Но, разумеется, «Москва — Петушки» — это групповой парадный портрет не только власти, но и народа. Все главные персонажи России застойного образца — которая так и осталась неизменной, разве что временно породила новых русских, но потом пожрала и переварила их, как и показано в финале фильма «Бумер», — явлены нам тут в исчерпывающей полноте, и ничего к ним с тех пор не добавилось. В электричке едут обязательный Митрич с обязательным внуком-уродцем (они потом почти без изменений перекочуют в «Вальпургиеву ночь», и непременные двое — интеллигент и люмпен, — один из которых, выпив, говорит «Транс-цен-ден-тально!»). И контролер Семеныч, которому наливают грамм за километр, и женщина сложной судьбы, без передних зубов, но в берете, и сам Ерофеев, разумеется, куда же без него, зачем это всё без него? А ждет его развратная красавица с косой до попы, с белыми б…скими глазами. «С глазами белого цвета — белого, переходящего в белесый, — эта любимейшая из потаскух, эта белобрысая дьяволица».

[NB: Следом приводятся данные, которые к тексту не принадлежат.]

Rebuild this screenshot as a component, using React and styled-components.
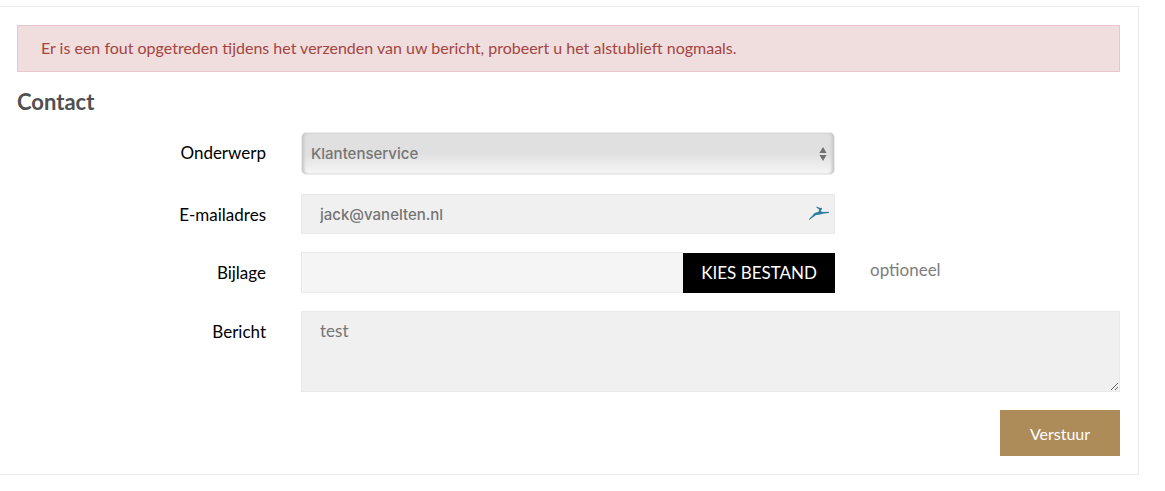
import React, { useRef, useState } from "react";
import styled, { createGlobalStyle } from "styled-components";

const GlobalStyle = createGlobalStyle`
  *, *::before, *::after { box-sizing: border-box; }
  body {
    margin: 0;
    background: #fff;
    color: #000;
    font-family: Lato, sans-serif;
    font-size: 16px;
    line-height: 24px;
  }
  button, input, select, textarea { font: inherit; margin: 0; }
`;

const Panel = styled.main`
  margin: 6px 26px 16px 0;
  padding: 18px 18px 18px 17px;
  border: 1px solid #eaeaea;
  border-left: 0;
`;

const Alert = styled.div`
  padding: 10px 23px 11px;
  border: 1px solid #e6c8cb;
  background: #f0dddd;
  color: #a34542;
`;

const Title = styled.h1`
  margin: 16px 0;
  font-size: 22px;
  line-height: 28px;
  font-weight: 700;
  color: #505050;
`;

const Form = styled.form`
  display: flex;
  flex-direction: column;
  gap: 18px;
`;

const Row = styled.div`
  display: grid;
  grid-template-columns: 249fr 534fr 250fr;
  column-gap: 35px;
`;

const Label = styled.label`
  padding-top: 9px;
  font-size: 17px;
  text-align: right;
`;

const SelectBox = styled.div`
  display: grid;
  align-items: center;
  margin-bottom: 1px;

  & > * { grid-area: 1 / 1; }
`;

const Select = styled.select`
  appearance: none;
  width: 100%;
  height: 43px;
  padding: 0 9px;
  border: 1px solid #ececec;
  border-radius: 5px;
  background: linear-gradient(#e0e0e0, #e0e0e0 50%, #f6f6f6);
  box-shadow: inset 3px 0 3px -1px #c4c4c4, inset -3px 0 3px -1px #c4c4c4;
  color: #757575;
  font-family: Inter, sans-serif;
  font-size: 15px;
  font-weight: 500;
`;

const Arrows = styled.svg`
  justify-self: end;
  margin-right: 8px;
  pointer-events: none;
`;

const fieldStyle = `
  width: 100%;
  border: 1px solid #e9e9e9;
  border-radius: 0;
  background: #f0f0f0;
  color: #757575;
  outline-offset: 0;
`;

const InputBox = styled.div`
  display: grid;
  align-items: center;

  & > * { grid-area: 1 / 1; }
`;

const Input = styled.input`
  ${fieldStyle}
  height: 40px;
  padding: 0 36px 0 18px;
  font-family: Inter, sans-serif;
  font-size: 15px;
  font-weight: 500;
`;

const Bird = styled.svg`
  justify-self: end;
  margin-right: 5px;
  pointer-events: none;
`;

const FilePicker = styled.div`
  display: flex;
`;

const FileName = styled.input`
  ${fieldStyle}
  flex: 1;
  min-width: 0;
  height: 41px;
  padding: 0 18px;
  border-right: 0;
  background: #f5f5f5;
`;

const PickButton = styled.button`
  height: 40px;
  margin-top: 1px;
  padding: 0 18px;
  border: 0;
  background: #000;
  color: #fff;
  font-size: 17px;
  text-transform: uppercase;
  cursor: pointer;
`;

const Hint = styled.span`
  padding-top: 6px;
  font-size: 17px;
  color: #7d7d7d;
`;

const Message = styled.textarea`
  ${fieldStyle}
  grid-column: 2 / -1;
  display: block;
  height: 81px;
  padding: 7px 18px;
  font-size: 17px;
  resize: vertical;
`;

const Submit = styled.button`
  align-self: flex-end;
  height: 46px;
  min-width: 120px;
  padding: 2px 28px 0;
  border: 0;
  background: #ae8c59;
  color: #fff;
  cursor: pointer;
`;

export default function App() {
  const picker = useRef(null);
  const [fileName, setFileName] = useState("");

  return (
    <>
      <GlobalStyle />
      <Panel>
        <Alert role="alert">
          Er is een fout opgetreden tijdens het verzenden van uw bericht, probeert u het alstublieft nogmaals.
        </Alert>
        <Title>Contact</Title>
        <Form onSubmit={(e) => e.preventDefault()}>
          <Row>
            <Label htmlFor="subject">Onderwerp</Label>
            <SelectBox>
              <Select id="subject">
                <option>Klantenservice</option>
              </Select>
              <Arrows width="8" height="16" viewBox="0 0 8 16" fill="#707070" aria-hidden="true">
                <path d="M4 1 7.600 7H.4zM4 15 .4 9h7.200z" />
              </Arrows>
            </SelectBox>
          </Row>
          <Row>
            <Label htmlFor="email">E-mailadres</Label>
            <InputBox>
              <Input id="email" type="email" defaultValue="jack@vanelten.nl" />
              <Bird width="22" height="18" viewBox="0 0 22 18" fill="#2c7f9b" aria-hidden="true">
                <path d="M1.200 14.900 1 14 4.500 10.600 6 8.400 8 7.400 10.500 6.800 11.200 5.400 10.600 4 8.600 2.800 8.400 1.600 11 2.500 12.300 3 14 2.800 13.800 4.400 12.900 5.200 13.100 6.500 15.500 6.900 20.800 6.700 20.900 8 16.500 8.400 14 8.900 11 9.800 8 9.900 5 12.300z" />
              </Bird>
            </InputBox>
          </Row>
          <Row>
            <Label htmlFor="attachment">Bijlage</Label>
            <FilePicker>
              <FileName id="attachment" type="text" readOnly value={fileName} />
              <PickButton type="button" onClick={() => picker.current.click()}>
                Kies bestand
              </PickButton>
              <input
                ref={picker}
                type="file"
                hidden
                aria-label="Bijlage"
                onChange={(e) => setFileName(e.target.files[0]?.name ?? "")}
              />
            </FilePicker>
            <Hint>optioneel</Hint>
          </Row>
          <Row>
            <Label htmlFor="message">Bericht</Label>
            <Message id="message" defaultValue="test" />
          </Row>
          <Submit type="submit">Verstuur</Submit>
        </Form>
      </Panel>
    </>
  );
}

«И я беру еще бутылку белой — она на цвет как у нее глаза», — писал, не сговариваясь с Веничкой, Бродский в «Любовной песни Иванова», которая, между прочим, имеет и второе название: «Подражая Некрасову». А Некрасов тут очень неслучаен, он присутствует и в «Любовной песни Иванова», и в «Москве — Петушках»: как автор «Железной дороги» — главного символа России, но еще, конечно, и как автор второй русской одиссеи XIX века, тоже, разумеется, незаконченной. Ведь «Кому на Руси жить хорошо» — это один из образцов ерофеевской поэмы, и Некрасов, между прочим, на смертном одре рассказывал Боткину, что закончить-то хотел именно пьяным, валяющимся в канаве. Крестьяне всех обошли — царя, министра, попа, — и всем плохо, а ему в канаве — хорошо! И, конечно, глава «Пьяная ночь» — наиболее близкий прототип ерофеевской поэмы: водка и странствие тут впервые увязаны. А как можно без водки странствовать по Руси, если водка — универсальный смазочный материал любого общения? Иначе от трения погибнешь. Тереться о Россию и ее людей нельзя без этой универсальной смазки, без главного условия всех коммуникаций, без этого аналога всех ценностей, она же валюта, она же любовное приношение, она же пароль.